Nous avons le plaisir de faire partie du Conseil supérieur de la construction. Néanmoins, pour que l'aspect efficacité énergétique vive au sein de cette instance, des améliorations devraient être apportées sur le contenu, les supports de présentation, et la représentation au sein de ce conseil.

Le projet de décret relatif au logement décent, prévu à l'article 12, définit des critères qualitatifs de performance énergétique très flous – vitrages en bon état, étanchéité à l'air correct – et peu ambitieux : murs jointifs, carreaux aux fenêtres… Ce texte ne répond en rien aux objectifs de la loi. Pour fixer un critère de performance énergétique, j'ai la naïveté de penser qu'il faut s'exprimer en kilowattheures par mètre carré et par an, critère mesurable et partagé par tous les acteurs.

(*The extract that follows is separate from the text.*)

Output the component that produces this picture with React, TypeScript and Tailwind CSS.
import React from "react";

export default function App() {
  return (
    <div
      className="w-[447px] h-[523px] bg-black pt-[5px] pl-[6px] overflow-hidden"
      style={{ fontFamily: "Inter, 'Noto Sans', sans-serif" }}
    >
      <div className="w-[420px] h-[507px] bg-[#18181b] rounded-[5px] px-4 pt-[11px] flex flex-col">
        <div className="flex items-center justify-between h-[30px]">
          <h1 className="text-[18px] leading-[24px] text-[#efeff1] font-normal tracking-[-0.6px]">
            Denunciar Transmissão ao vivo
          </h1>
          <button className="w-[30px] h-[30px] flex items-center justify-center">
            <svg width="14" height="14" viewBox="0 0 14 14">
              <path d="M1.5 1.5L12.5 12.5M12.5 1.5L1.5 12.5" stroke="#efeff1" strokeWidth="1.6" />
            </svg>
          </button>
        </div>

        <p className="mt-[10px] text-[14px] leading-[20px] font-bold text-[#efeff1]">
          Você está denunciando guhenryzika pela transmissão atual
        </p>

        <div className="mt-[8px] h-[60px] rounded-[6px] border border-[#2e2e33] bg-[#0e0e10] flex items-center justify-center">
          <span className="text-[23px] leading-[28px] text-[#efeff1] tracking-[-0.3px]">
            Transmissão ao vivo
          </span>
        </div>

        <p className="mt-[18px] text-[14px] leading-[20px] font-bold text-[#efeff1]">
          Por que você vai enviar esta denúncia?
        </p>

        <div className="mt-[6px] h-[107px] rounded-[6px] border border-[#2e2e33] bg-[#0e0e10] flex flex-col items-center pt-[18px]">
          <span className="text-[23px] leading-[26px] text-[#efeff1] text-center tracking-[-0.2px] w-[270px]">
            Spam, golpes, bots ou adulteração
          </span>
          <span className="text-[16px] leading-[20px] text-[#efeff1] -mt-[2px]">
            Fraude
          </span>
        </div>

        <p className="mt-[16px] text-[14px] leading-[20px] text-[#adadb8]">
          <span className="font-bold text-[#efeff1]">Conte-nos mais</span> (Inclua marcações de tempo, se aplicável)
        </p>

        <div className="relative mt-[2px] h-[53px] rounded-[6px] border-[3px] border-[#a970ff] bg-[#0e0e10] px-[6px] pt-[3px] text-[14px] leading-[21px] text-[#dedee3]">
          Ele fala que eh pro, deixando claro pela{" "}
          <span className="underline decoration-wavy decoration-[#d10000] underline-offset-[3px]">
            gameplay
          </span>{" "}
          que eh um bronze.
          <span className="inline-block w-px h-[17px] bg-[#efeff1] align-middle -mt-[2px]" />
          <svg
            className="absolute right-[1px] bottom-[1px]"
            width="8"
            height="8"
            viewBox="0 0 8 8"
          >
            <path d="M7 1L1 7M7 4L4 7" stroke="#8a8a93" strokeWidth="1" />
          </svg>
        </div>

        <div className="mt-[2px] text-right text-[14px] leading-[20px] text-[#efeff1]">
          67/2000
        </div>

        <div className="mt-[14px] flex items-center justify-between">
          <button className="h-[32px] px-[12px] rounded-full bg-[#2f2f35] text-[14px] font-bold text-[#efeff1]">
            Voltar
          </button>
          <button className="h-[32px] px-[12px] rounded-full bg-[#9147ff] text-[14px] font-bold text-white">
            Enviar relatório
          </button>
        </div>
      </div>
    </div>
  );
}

Nous plaidons de longue date pour la mise à jour de la réglementation thermique (RT) des bâtiments existants ; nous avions d'ailleurs déposé en 2014 avec nos confrères du CLER une plainte auprès de la Commission européenne, estimant que cette réglementation ne correspond pas aux objectifs européens. Certes, cette RT est en cours de révision, mais elle ne répondra pas aux objectifs fixés dans la loi, notamment les rénovations par étapes. Le décret reste dans une vision binaire : les logements rénovés de plus de 1 000 mètres carrés se verront appliquer la RT globale ; en deçà, une réglementation est appliquée élément par élément, ce qui a juste pour effet de structurer l'offre de marché des produits isolants. Ensuite, sont introduites dans cette RT des approches différentes en fonction des zones géographiques, si bien que la majorité du territoire est en deçà des objectifs de la RT 2007. La gestion active est également oubliée dans ce texte. Une des ambitions affichées lors de la Conférence environnementale par Mme la ministre était de retenir les critères européens les plus performants ; or, cet objectif n'est pas non plus respecté, comme le montre la comparaison entre le projet de RT avec les critères européens.

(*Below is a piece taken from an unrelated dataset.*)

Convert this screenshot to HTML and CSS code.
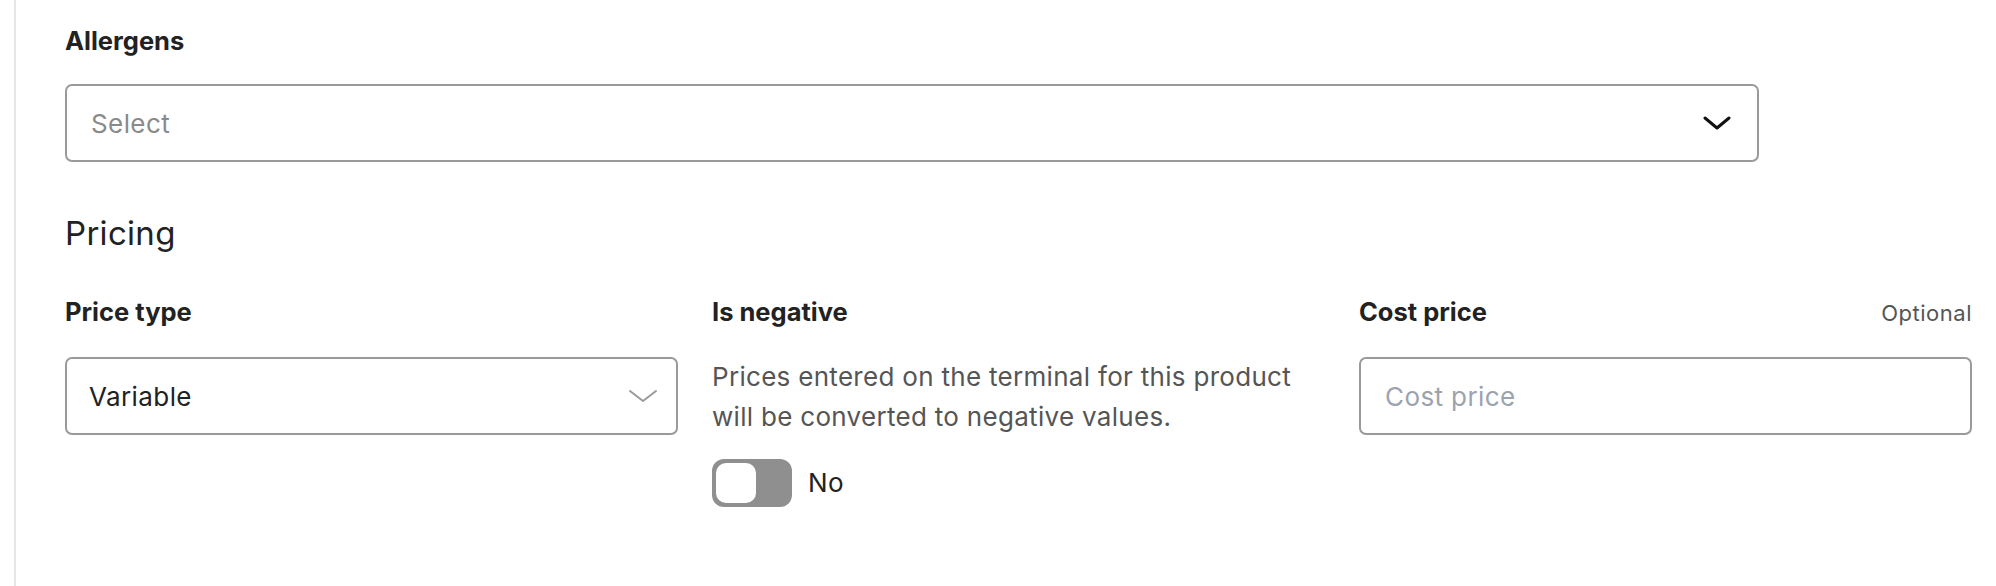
FILE: index.html
```html
<!DOCTYPE html>
<html lang="en">
<head>
<meta charset="utf-8">
<title>Product form</title>
<link rel="stylesheet" href="styles.css">
</head>
<body>
<div class="page">
  <div class="field allergens">
    <div class="label-row"><label class="label">Allergens</label></div>
    <div class="box select-box">
      <span class="placeholder">Select</span>
      <svg class="chev-bold" width="28" height="14" viewBox="0 0 28 14"><path d="M2 2 L14 12 L26 2" fill="none" stroke="#111" stroke-width="3" stroke-linecap="round" stroke-linejoin="round"/></svg>
    </div>
  </div>

  <h2 class="heading">Pricing</h2>

  <div class="grid">
    <div class="field">
      <div class="label-row"><label class="label">Price type</label></div>
      <div class="box native-select">
        <span class="value">Variable</span>
        <svg class="chev-light" width="30" height="14" viewBox="0 0 30 14"><path d="M2 2 L15 12 L28 2" fill="none" stroke="#9a9a9a" stroke-width="2" stroke-linecap="round" stroke-linejoin="round"/></svg>
      </div>
    </div>

    <div class="field">
      <div class="label-row"><label class="label">Is negative</label></div>
      <p class="desc">Prices entered on the terminal for this product will be converted to negative values.</p>
      <div class="toggle-row">
        <span class="toggle"><span class="knob"></span></span>
        <span class="toggle-text">No</span>
      </div>
    </div>

    <div class="field">
      <div class="label-row"><label class="label">Cost price</label><span class="optional">Optional</span></div>
      <div class="box input-box"><span class="placeholder-blue">Cost price</span></div>
    </div>
  </div>
</div>
</body>
</html>
```

FILE: styles.css
```css
html, body {
  margin: 0;
  padding: 0;
  background: #ffffff;
}
body {
  font-family: Inter, "Noto Sans", "Liberation Sans", sans-serif;
  color: #222222;
  height: 586px;
  overflow: hidden;
}
.page {
  margin-left: 14px;
  border-left: 2px solid #e6e6e6;
  padding: 27px 24px 0 49px;
  height: 586px;
  box-sizing: border-box;
}
.field {
  display: flex;
  flex-direction: column;
}
.label-row {
  display: flex;
  justify-content: space-between;
  align-items: baseline;
  height: 28px;
  overflow: visible;
  margin-bottom: 29px;
}
.label {
  font-size: 25.5px;
  line-height: 28px;
  font-weight: 700;
  color: #222222;
}
.optional {
  font-size: 22px;
  line-height: 28px;
  color: #555555;
  letter-spacing: 0.5px;
}
.box {
  box-sizing: border-box;
  height: 78px;
  border: 2px solid #9a9a9a;
  border-radius: 7px;
  display: flex;
  align-items: center;
  justify-content: space-between;
  font-size: 26px;
  letter-spacing: 0.4px;
}
.select-box {
  width: 1694px;
  padding: 0 26px 0 24px;
}
.placeholder {
  color: #8a8a8a;
}
.native-select {
  padding: 0 18px 0 22px;
}
.value {
  color: #222222;
}
.input-box {
  padding: 0 24px;
}
.placeholder-blue {
  color: #9ca3af;
}
.heading {
  margin: 51px 0 0 0;
  font-size: 33px;
  line-height: 40px;
  font-weight: 400;
  color: #222222;
  letter-spacing: 0.3px;
}
.grid {
  margin-top: 45px;
  display: grid;
  grid-template-columns: repeat(3, 613px);
  column-gap: 34px;
}
.grid .label-row {
  margin-bottom: 31px;
}
.desc {
  margin: 0;
  font-size: 26px;
  line-height: 40px;
  color: #555555;
  letter-spacing: 0.3px;
}
.toggle-row {
  margin-top: 22px;
  display: flex;
  align-items: center;
  gap: 16px;
}
.toggle {
  box-sizing: border-box;
  width: 80px;
  height: 48px;
  background: #8f8f8f;
  border-radius: 12px;
  padding: 4px;
  display: flex;
}
.knob {
  width: 40px;
  height: 40px;
  background: #ffffff;
  border-radius: 10px;
}
.toggle-text {
  font-size: 26px;
  line-height: 32px;
  color: #222222;
  letter-spacing: 0.5px;
}
```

Le décret sur les travaux embarqués nécessite lui-même de réviser la RT élément par élément ; or il a été élaboré sur la base de l'ancienne version de cette RT. Du coup, ce texte était déjà obsolète dès sa publication, puisqu'il s'appuyait sur une étude d'impact qui parle de la rénovation de 50% des maisons individuelles construites entre 1950 et 1975. Nous regrettons de ne pas avoir été entendus avant l'engagement du travail sur le décret.

S'agissant de l'article 13, sur la norme minimale de performance énergétique, le décret élargit un texte applicable précédemment en concernant aussi les maisons individuelles issues du parc de logement social. On n'a pas touché à l'objectif de 330 kilowattheures par mètre carré par an qui existait avant la loi. Là encore, les objectifs de la loi ne sont pas pris en compte dans le décret.

Enfin, sur l'individualisation des frais de chauffage, il est intéressant de donner la possibilité aux foyers de se réapproprier leur consommation d'énergie. Mais nous regrettons qu'aucun critère de solidarité n'ait été intégré dans le décret. En effet, l'individualisation des frais de chauffage pose les questions de la position du logement, de l'état des logements occupés ou vacants qui impactent sur les consommations d'énergie des logements voisins, mais aussi du statut de l'occupant – les foyers en recherche d'emploi qui restent toute la journée à la maison auront des dépenses énergétiques plus importantes, alors qu'ils sont plus vulnérables. Nous regrettons, là encore, de ne pas avoir été entendus sur les critères de solidarité qui auraient dû être introduits dans ce décret.

En conclusion, l'échec annoncé des objectifs fixés par la loi est en passe de devenir une réalité : si les décrets ne répondent pas à ces objectifs, on va continuer à se poser la question de savoir comment rénover le parc construit au lendemain de la Deuxième guerre mondiale.